Written request: Could you write out every record below exactly, leaving out any pictures?
═══
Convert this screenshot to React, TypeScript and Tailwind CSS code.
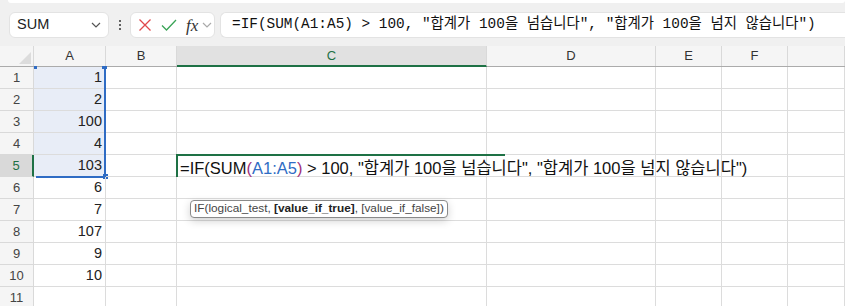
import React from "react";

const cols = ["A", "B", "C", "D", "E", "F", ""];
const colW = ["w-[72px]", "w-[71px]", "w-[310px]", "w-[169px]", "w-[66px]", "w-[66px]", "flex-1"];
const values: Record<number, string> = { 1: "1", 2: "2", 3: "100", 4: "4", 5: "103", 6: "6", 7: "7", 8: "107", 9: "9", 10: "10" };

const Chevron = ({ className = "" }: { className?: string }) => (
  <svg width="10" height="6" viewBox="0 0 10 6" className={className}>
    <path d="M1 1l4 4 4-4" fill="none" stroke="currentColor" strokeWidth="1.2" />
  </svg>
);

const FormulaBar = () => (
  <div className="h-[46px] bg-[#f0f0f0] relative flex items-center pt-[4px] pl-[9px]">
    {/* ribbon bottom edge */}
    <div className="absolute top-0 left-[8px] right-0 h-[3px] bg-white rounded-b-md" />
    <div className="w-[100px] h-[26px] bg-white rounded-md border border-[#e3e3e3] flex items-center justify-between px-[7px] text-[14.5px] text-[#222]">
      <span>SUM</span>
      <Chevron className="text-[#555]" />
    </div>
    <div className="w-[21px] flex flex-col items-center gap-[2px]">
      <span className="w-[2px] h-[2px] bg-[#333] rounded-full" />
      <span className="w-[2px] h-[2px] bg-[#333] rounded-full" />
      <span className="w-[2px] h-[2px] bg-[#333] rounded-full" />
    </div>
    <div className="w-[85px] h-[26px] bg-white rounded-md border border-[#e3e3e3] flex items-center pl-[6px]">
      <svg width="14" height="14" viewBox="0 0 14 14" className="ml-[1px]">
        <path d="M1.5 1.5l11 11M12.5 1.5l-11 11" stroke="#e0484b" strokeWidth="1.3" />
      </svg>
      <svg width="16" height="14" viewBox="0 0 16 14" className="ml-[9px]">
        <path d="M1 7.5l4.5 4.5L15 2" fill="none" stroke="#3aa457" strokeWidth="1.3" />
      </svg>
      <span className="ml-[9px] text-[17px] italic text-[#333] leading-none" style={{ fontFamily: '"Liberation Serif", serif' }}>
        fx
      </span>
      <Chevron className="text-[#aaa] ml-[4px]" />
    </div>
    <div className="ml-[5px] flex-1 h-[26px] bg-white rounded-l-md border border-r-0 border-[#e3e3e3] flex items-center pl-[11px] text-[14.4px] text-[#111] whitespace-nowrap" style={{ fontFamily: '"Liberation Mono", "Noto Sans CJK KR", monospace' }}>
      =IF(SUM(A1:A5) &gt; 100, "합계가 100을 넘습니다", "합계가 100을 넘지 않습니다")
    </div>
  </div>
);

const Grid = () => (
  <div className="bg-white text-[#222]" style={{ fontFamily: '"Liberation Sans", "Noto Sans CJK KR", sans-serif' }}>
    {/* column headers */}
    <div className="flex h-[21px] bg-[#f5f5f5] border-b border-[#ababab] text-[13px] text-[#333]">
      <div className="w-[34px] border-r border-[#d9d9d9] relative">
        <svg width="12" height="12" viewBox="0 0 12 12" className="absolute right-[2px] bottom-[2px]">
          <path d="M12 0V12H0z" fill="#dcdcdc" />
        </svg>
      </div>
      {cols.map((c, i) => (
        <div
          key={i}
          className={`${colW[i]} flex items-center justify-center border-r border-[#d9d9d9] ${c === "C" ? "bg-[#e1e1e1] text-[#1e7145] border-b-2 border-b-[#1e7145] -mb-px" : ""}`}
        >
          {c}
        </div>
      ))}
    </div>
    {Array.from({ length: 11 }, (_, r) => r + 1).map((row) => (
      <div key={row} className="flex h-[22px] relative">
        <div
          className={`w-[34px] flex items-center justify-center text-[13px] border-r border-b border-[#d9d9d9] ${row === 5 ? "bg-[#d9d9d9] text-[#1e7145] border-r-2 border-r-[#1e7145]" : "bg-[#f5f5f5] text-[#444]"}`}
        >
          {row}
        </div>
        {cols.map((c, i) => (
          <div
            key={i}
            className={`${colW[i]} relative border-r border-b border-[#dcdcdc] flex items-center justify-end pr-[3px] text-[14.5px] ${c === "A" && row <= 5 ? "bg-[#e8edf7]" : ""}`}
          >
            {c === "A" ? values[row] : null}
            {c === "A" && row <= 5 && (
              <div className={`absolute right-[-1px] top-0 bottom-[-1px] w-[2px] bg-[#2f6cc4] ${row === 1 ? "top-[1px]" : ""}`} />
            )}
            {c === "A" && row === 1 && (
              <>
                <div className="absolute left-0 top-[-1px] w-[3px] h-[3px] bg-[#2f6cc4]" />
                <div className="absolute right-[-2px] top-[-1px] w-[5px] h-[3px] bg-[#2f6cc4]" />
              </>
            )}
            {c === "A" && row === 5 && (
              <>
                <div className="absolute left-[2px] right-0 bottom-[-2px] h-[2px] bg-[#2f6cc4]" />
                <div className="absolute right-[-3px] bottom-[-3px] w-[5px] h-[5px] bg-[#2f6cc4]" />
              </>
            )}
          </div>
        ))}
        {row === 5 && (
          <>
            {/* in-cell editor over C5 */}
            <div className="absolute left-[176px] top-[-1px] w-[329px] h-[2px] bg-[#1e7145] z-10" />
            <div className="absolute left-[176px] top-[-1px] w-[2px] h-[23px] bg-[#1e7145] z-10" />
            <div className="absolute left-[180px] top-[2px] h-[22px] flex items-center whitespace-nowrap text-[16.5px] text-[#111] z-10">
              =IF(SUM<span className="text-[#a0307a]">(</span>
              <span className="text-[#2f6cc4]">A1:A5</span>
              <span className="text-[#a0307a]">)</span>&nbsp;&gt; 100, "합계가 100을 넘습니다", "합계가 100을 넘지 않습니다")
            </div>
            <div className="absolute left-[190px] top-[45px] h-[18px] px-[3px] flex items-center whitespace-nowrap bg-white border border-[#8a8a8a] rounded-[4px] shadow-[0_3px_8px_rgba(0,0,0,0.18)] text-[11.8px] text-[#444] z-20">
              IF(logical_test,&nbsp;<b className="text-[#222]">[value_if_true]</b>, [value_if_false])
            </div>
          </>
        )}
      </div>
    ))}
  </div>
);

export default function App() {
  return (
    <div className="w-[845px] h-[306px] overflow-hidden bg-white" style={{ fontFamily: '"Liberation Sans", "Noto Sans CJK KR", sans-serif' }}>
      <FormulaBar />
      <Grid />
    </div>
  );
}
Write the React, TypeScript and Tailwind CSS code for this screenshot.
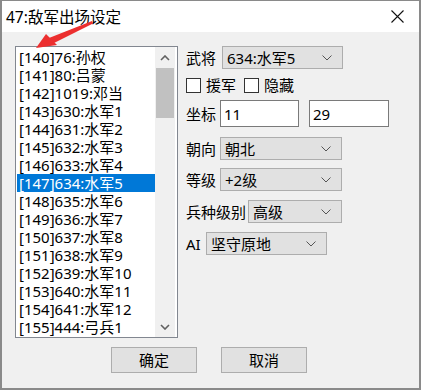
═══
Result:
Convert this screenshot to React, TypeScript and Tailwind CSS code.
import React from "react";

const cols = ["A", "B", "C", "D", "E", "F", ""];
const colW = ["w-[72px]", "w-[71px]", "w-[310px]", "w-[169px]", "w-[66px]", "w-[66px]", "flex-1"];
const values: Record<number, string> = { 1: "1", 2: "2", 3: "100", 4: "4", 5: "103", 6: "6", 7: "7", 8: "107", 9: "9", 10: "10" };

const Chevron = ({ className = "" }: { className?: string }) => (
  <svg width="10" height="6" viewBox="0 0 10 6" className={className}>
    <path d="M1 1l4 4 4-4" fill="none" stroke="currentColor" strokeWidth="1.2" />
  </svg>
);

const FormulaBar = () => (
  <div className="h-[46px] bg-[#f0f0f0] relative flex items-center pt-[4px] pl-[9px]">
    {/* ribbon bottom edge */}
    <div className="absolute top-0 left-[8px] right-0 h-[3px] bg-white rounded-b-md" />
    <div className="w-[100px] h-[26px] bg-white rounded-md border border-[#e3e3e3] flex items-center justify-between px-[7px] text-[14.5px] text-[#222]">
      <span>SUM</span>
      <Chevron className="text-[#555]" />
    </div>
    <div className="w-[21px] flex flex-col items-center gap-[2px]">
      <span className="w-[2px] h-[2px] bg-[#333] rounded-full" />
      <span className="w-[2px] h-[2px] bg-[#333] rounded-full" />
      <span className="w-[2px] h-[2px] bg-[#333] rounded-full" />
    </div>
    <div className="w-[85px] h-[26px] bg-white rounded-md border border-[#e3e3e3] flex items-center pl-[6px]">
      <svg width="14" height="14" viewBox="0 0 14 14" className="ml-[1px]">
        <path d="M1.5 1.5l11 11M12.5 1.5l-11 11" stroke="#e0484b" strokeWidth="1.3" />
      </svg>
      <svg width="16" height="14" viewBox="0 0 16 14" className="ml-[9px]">
        <path d="M1 7.5l4.5 4.5L15 2" fill="none" stroke="#3aa457" strokeWidth="1.3" />
      </svg>
      <span className="ml-[9px] text-[17px] italic text-[#333] leading-none" style={{ fontFamily: '"Liberation Serif", serif' }}>
        fx
      </span>
      <Chevron className="text-[#aaa] ml-[4px]" />
    </div>
    <div className="ml-[5px] flex-1 h-[26px] bg-white rounded-l-md border border-r-0 border-[#e3e3e3] flex items-center pl-[11px] text-[14.4px] text-[#111] whitespace-nowrap" style={{ fontFamily: '"Liberation Mono", "Noto Sans CJK KR", monospace' }}>
      =IF(SUM(A1:A5) &gt; 100, "합계가 100을 넘습니다", "합계가 100을 넘지 않습니다")
    </div>
  </div>
);

const Grid = () => (
  <div className="bg-white text-[#222]" style={{ fontFamily: '"Liberation Sans", "Noto Sans CJK KR", sans-serif' }}>
    {/* column headers */}
    <div className="flex h-[21px] bg-[#f5f5f5] border-b border-[#ababab] text-[13px] text-[#333]">
      <div className="w-[34px] border-r border-[#d9d9d9] relative">
        <svg width="12" height="12" viewBox="0 0 12 12" className="absolute right-[2px] bottom-[2px]">
          <path d="M12 0V12H0z" fill="#dcdcdc" />
        </svg>
      </div>
      {cols.map((c, i) => (
        <div
          key={i}
          className={`${colW[i]} flex items-center justify-center border-r border-[#d9d9d9] ${c === "C" ? "bg-[#e1e1e1] text-[#1e7145] border-b-2 border-b-[#1e7145] -mb-px" : ""}`}
        >
          {c}
        </div>
      ))}
    </div>
    {Array.from({ length: 11 }, (_, r) => r + 1).map((row) => (
      <div key={row} className="flex h-[22px] relative">
        <div
          className={`w-[34px] flex items-center justify-center text-[13px] border-r border-b border-[#d9d9d9] ${row === 5 ? "bg-[#d9d9d9] text-[#1e7145] border-r-2 border-r-[#1e7145]" : "bg-[#f5f5f5] text-[#444]"}`}
        >
          {row}
        </div>
        {cols.map((c, i) => (
          <div
            key={i}
            className={`${colW[i]} relative border-r border-b border-[#dcdcdc] flex items-center justify-end pr-[3px] text-[14.5px] ${c === "A" && row <= 5 ? "bg-[#e8edf7]" : ""}`}
          >
            {c === "A" ? values[row] : null}
            {c === "A" && row <= 5 && (
              <div className={`absolute right-[-1px] top-0 bottom-[-1px] w-[2px] bg-[#2f6cc4] ${row === 1 ? "top-[1px]" : ""}`} />
            )}
            {c === "A" && row === 1 && (
              <>
                <div className="absolute left-0 top-[-1px] w-[3px] h-[3px] bg-[#2f6cc4]" />
                <div className="absolute right-[-2px] top-[-1px] w-[5px] h-[3px] bg-[#2f6cc4]" />
              </>
            )}
            {c === "A" && row === 5 && (
              <>
                <div className="absolute left-[2px] right-0 bottom-[-2px] h-[2px] bg-[#2f6cc4]" />
                <div className="absolute right-[-3px] bottom-[-3px] w-[5px] h-[5px] bg-[#2f6cc4]" />
              </>
            )}
          </div>
        ))}
        {row === 5 && (
          <>
            {/* in-cell editor over C5 */}
            <div className="absolute left-[176px] top-[-1px] w-[329px] h-[2px] bg-[#1e7145] z-10" />
            <div className="absolute left-[176px] top-[-1px] w-[2px] h-[23px] bg-[#1e7145] z-10" />
            <div className="absolute left-[180px] top-[2px] h-[22px] flex items-center whitespace-nowrap text-[16.5px] text-[#111] z-10">
              =IF(SUM<span className="text-[#a0307a]">(</span>
              <span className="text-[#2f6cc4]">A1:A5</span>
              <span className="text-[#a0307a]">)</span>&nbsp;&gt; 100, "합계가 100을 넘습니다", "합계가 100을 넘지 않습니다")
            </div>
            <div className="absolute left-[190px] top-[45px] h-[18px] px-[3px] flex items-center whitespace-nowrap bg-white border border-[#8a8a8a] rounded-[4px] shadow-[0_3px_8px_rgba(0,0,0,0.18)] text-[11.8px] text-[#444] z-20">
              IF(logical_test,&nbsp;<b className="text-[#222]">[value_if_true]</b>, [value_if_false])
            </div>
          </>
        )}
      </div>
    ))}
  </div>
);

export default function App() {
  return (
    <div className="w-[845px] h-[306px] overflow-hidden bg-white" style={{ fontFamily: '"Liberation Sans", "Noto Sans CJK KR", sans-serif' }}>
      <FormulaBar />
      <Grid />
    </div>
  );
}
Write the React, TypeScript and Tailwind CSS code for this screenshot.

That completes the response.